Charlie Nimb
- Full name: Charles Frederick Nimb
- Born: 6 September 1938 Paarl, South Africa
- Died: 15 June 2004 (aged 65)
- Height: 1.73 m (5 ft 8 in)
- Weight: 76.2 kg (168 lb)

Rugby union career
- Position(s): Fly–half

Provincial / State sides
- Years: Team / Apps / (Points)
- Western Province /  / ()

International career
- Years: Team / Apps / (Points)
- 1961: South Africa / 1 / (9)

= Charlie Nimb =

South African rugby union player

Charles Frederick Nimb (6 September 1938 – 15 June 2004) was a South African international rugby union player.

Nimb was born in Paarl and educated at Voortrekker High School.
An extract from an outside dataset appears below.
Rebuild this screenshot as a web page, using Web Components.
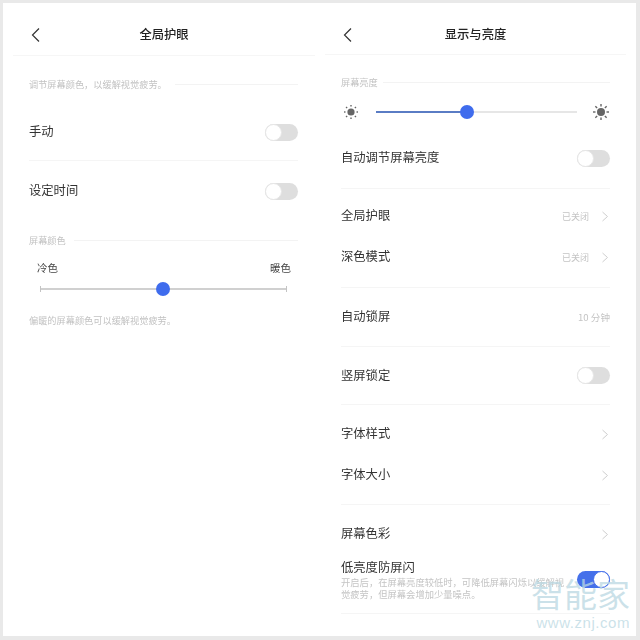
<!DOCTYPE html>
<html>
<head>
<meta charset="utf-8">
<style>
  html, body { margin: 0; height: 100%; background: #fff; }
  body { width: 640px; height: 640px; overflow: hidden; position: relative; font-family: "Noto Sans CJK SC", "Liberation Sans", sans-serif; }
  #page { display: grid; grid-template-columns: 317px 316px; padding: 3px 4px 4px 3px; box-sizing: border-box; width: 640px; height: 640px; background: #e9e9e9; filter: blur(.3px); }
</style>
</head>
<body>
<div id="page">
  <phone-screen heading="全局护眼" style="--pl:26px;--pr:22px;--hl:10px;--hr:5px;--hh:53px;--ht:10px">
    <section-head style="padding-top:21px">调节屏幕颜色，以缓解视觉疲劳。</section-head>
    <setting-row label="手动" toggle="off" style="height:56px;margin-top:13px"></setting-row>
    <hr-line></hr-line>
    <setting-row label="设定时间" toggle="off" style="height:60px"></setting-row>
    <section-head style="padding-top:12px">屏幕颜色</section-head>
    <color-slider></color-slider>
    <small-note style="margin-top:17px">偏暖的屏幕颜色可以缓解视觉疲劳。</small-note>
  </phone-screen>
  <phone-screen heading="显示与亮度" style="--pl:21px;--pr:26px;--hl:5px;--hr:10px;--hh:52px;--ht:11px">
    <section-head style="padding-top:20px;--gap:5px">屏幕亮度</section-head>
    <bright-slider></bright-slider>
    <setting-row label="自动调节屏幕亮度" toggle="off" style="height:46px;margin-top:8px"></setting-row>
    <hr-line style="margin-top:7px"></hr-line>
    <setting-row label="全局护眼" value="已关闭" arrow style="height:54px"></setting-row>
    <setting-row label="深色模式" value="已关闭" arrow style="height:28px"></setting-row>
    <hr-line style="margin-top:16px"></hr-line>
    <setting-row label="自动锁屏" value="10 分钟" style="height:58px;--vs:9.6px"></setting-row>
    <hr-line></hr-line>
    <setting-row label="竖屏锁定" toggle="off" style="height:57px"></setting-row>
    <hr-line></hr-line>
    <setting-row label="字体样式" arrow style="height:58px"></setting-row>
    <setting-row label="字体大小" arrow style="height:24px"></setting-row>
    <hr-line style="margin-top:17px"></hr-line>
    <setting-row label="屏幕色彩" arrow style="height:58px"></setting-row>
    <flash-row></flash-row>
    <hr-line style="margin-top:12px"></hr-line>
  </phone-screen>
</div>
<water-mark></water-mark>
<script>
  // small helper so every element gets its open shadow root the same way
  class Base extends HTMLElement {
    constructor() {
      super();
      this.attachShadow({ mode: 'open' });
    }
  }

  class PhoneScreen extends Base {
    connectedCallback() {
      this.shadowRoot.innerHTML = `
        <style>
          :host { display: block; background: #fff; overflow: hidden; }
          header { box-sizing: border-box; height: var(--hh); padding-top: var(--ht); display: flex; align-items: center; justify-content: center; position: relative; border-bottom: 1px solid #f6f6f6; margin: 0 var(--hr) 0 var(--hl); font-size: 12.3px; font-weight: 500; color: #222; }
          svg { position: absolute; left: 18px; top: 25px; }
          main { padding: 0 var(--pr) 0 var(--pl); }
        </style>
        <header>
          <svg width="10" height="14" viewBox="0 0 10 14"><path d="M8 .5 L1.5 7 L8 13.5" fill="none" stroke="#333" stroke-width="1.2"/></svg>
          <span>${this.getAttribute('heading')}</span>
        </header>
        <main><slot></slot></main>`;
    }
  }

  class SectionHead extends Base {
    connectedCallback() {
      this.shadowRoot.innerHTML = `
        <style>
          :host { display: flex; align-items: center; gap: var(--gap, 8px); font-size: 9.2px; color: #c2c2c2; line-height: 14px; }
          i { flex: 1; height: 1px; background: #f3f3f3; }
        </style>
        <slot></slot><i></i>`;
    }
  }

  class SmallNote extends Base {
    connectedCallback() {
      this.shadowRoot.innerHTML = `
        <style>:host { display: block; font-size: 9.2px; color: #c2c2c2; line-height: 14px; }</style>
        <slot></slot>`;
    }
  }

  class HrLine extends Base {
    connectedCallback() {
      this.shadowRoot.innerHTML = `<style>:host { display: block; height: 1px; background: #f5f5f5; }</style>`;
    }
  }

  class ToggleSwitch extends Base {
    connectedCallback() {
      const on = this.hasAttribute('on');
      this.shadowRoot.innerHTML = `
        <style>
          :host { display: block; width: 33px; height: 17px; border-radius: 9px; position: relative; background: ${on ? '#4570ea' : '#dedede'}; }
          b { position: absolute; top: 0; ${on ? 'right' : 'left'}: 0; width: 15px; height: 15px; border-radius: 50%; background: #fff; border: 1px solid ${on ? '#4570ea' : '#e6e6e6'}; }
        </style>
        <b></b>`;
    }
  }

  class SettingRow extends Base {
    connectedCallback() {
      const value = this.getAttribute('value');
      const toggle = this.getAttribute('toggle');
      this.shadowRoot.innerHTML = `
        <style>
          :host { display: flex; align-items: center; font-size: 12.3px; color: #333; }
          .label { flex: 1; margin-top: -2px; }
          .value { font-size: var(--vs, 9px); color: #c4c4c4; }
          svg { margin-left: 12px; margin-right: 1px; }
        </style>
        <span class="label">${this.getAttribute('label')}</span>
        ${value ? `<span class="value">${value}</span>` : ''}
        ${this.hasAttribute('arrow') ? `<svg width="8" height="11" viewBox="0 0 8 11"><path d="M1.5 1 L6.5 5.5 L1.5 10" fill="none" stroke="#cfcfcf" stroke-width="1"/></svg>` : ''}
        ${toggle ? `<toggle-switch ${toggle === 'on' ? 'on' : ''}></toggle-switch>` : ''}`;
    }
  }

  class ColorSlider extends Base {
    connectedCallback() {
      this.shadowRoot.innerHTML = `
        <style>
          :host { display: block; padding: 0 7px 0 8px; margin-top: 13px; font-size: 10.5px; color: #444; }
          .names { display: flex; justify-content: space-between; line-height: 16px; }
          .track { height: 14px; margin-top: 6px; position: relative; }
          .track::before { content: ""; position: absolute; left: 3px; right: 4px; top: 6px; height: 2px; background: #d0d0d0; }
          i { position: absolute; top: 4px; width: 1px; height: 6px; background: #c4c4c4; }
          b { position: absolute; left: 119px; top: 0; width: 14px; height: 14px; border-radius: 50%; background: #3f6ced; }
        </style>
        <div class="names"><span>冷色</span><span>暖色</span></div>
        <div class="track"><i style="left:3px"></i><i style="right:4px"></i><b></b></div>`;
    }
  }

  const sunIcon = (size, r, len) => {
    const rays = [0, 45, 90, 135, 180, 225, 270, 315]
      .map((a) => `<rect x="-0.7" y="${-size / 2}" width="1.4" height="${len}" fill="#666" transform="rotate(${a})"/>`)
      .join('');
    return `<svg width="${size}" height="${size}" viewBox="${-size / 2} ${-size / 2} ${size} ${size}"><circle r="${r}" fill="#666"/>${rays}</svg>`;
  };

  class BrightSlider extends Base {
    connectedCallback() {
      this.shadowRoot.innerHTML = `
        <style>
          :host { display: flex; align-items: center; height: 30px; margin-top: 8px; padding: 0 1px 0 3px; }
          svg { flex: none; }
          .track { flex: 1; height: 2px; background: #e6e6e6; position: relative; margin: 0 16px 0 18px; }
          .fill { position: absolute; left: 0; top: 0; height: 2px; width: 91px; background: #5a7cc4; }
          b { position: absolute; left: 84px; top: -6px; width: 14px; height: 14px; border-radius: 50%; background: #3f6ced; }
        </style>
        ${sunIcon(14, 3.6, 1.5)}
        <div class="track"><div class="fill"></div><b></b></div>
        ${sunIcon(16, 4, 2.5)}`;
    }
  }

  class FlashRow extends Base {
    connectedCallback() {
      this.shadowRoot.innerHTML = `
        <style>
          :host { display: grid; grid-template-columns: 1fr 33px; column-gap: 10px; row-gap: 2px; margin-top: -4px; }
          .t { grid-column: 1 / 3; font-size: 12.3px; color: #333; line-height: 16px; }
          .d { font-family: "Liberation Sans", "Noto Sans CJK SC", sans-serif; font-size: 9.3px; color: #c4c4c4; line-height: 12px; white-space: nowrap; }
          toggle-switch { margin-top: -6px; }
        </style>
        <div class="t">低亮度防屏闪</div>
        <div class="d">开启后，在屏幕亮度较低时，可降低屏幕闪烁以缓解视<br>觉疲劳，但屏幕会增加少量噪点。</div>
        <toggle-switch on></toggle-switch>`;
    }
  }

  class WaterMark extends Base {
    connectedCallback() {
      this.shadowRoot.innerHTML = `
        <style>
          :host { position: absolute; left: 530px; top: 581px; width: 100px; text-align: right; color: rgba(186, 216, 226, .75); font-family: "Liberation Sans", "Noto Sans CJK SC", sans-serif; }
          .cn { font-size: 33px; line-height: 30px; margin-bottom: 4px; }
          .en { font-size: 15px; line-height: 15px; letter-spacing: .55px; }
        </style>
        <div class="cn">智能家</div>
        <div class="en">www.znj.com</div>`;
    }
  }

  customElements.define('phone-screen', PhoneScreen);
  customElements.define('section-head', SectionHead);
  customElements.define('small-note', SmallNote);
  customElements.define('hr-line', HrLine);
  customElements.define('toggle-switch', ToggleSwitch);
  customElements.define('setting-row', SettingRow);
  customElements.define('color-slider', ColorSlider);
  customElements.define('bright-slider', BrightSlider);
  customElements.define('flash-row', FlashRow);
  customElements.define('water-mark', WaterMark);
</script>
</body>
</html>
A fly–half, Nimb had a quick rise in rugby, earning a Springboks call up the same season he debuted for Western Province. He first appeared for the Springboks while an understudy to Keith Oxlee on their 1960–61 tour of Europe, but struggled with injuries and was unavailable when Oxlee missed the match against England. After finishing the tour with five non international appearances, Nimb gained his only Springboks cap in 1961 when he played against Ireland at Newlands, where he contributed nine points off his boot in a 24–8 win.

Nimb later switched to rugby league and played with English club Hull.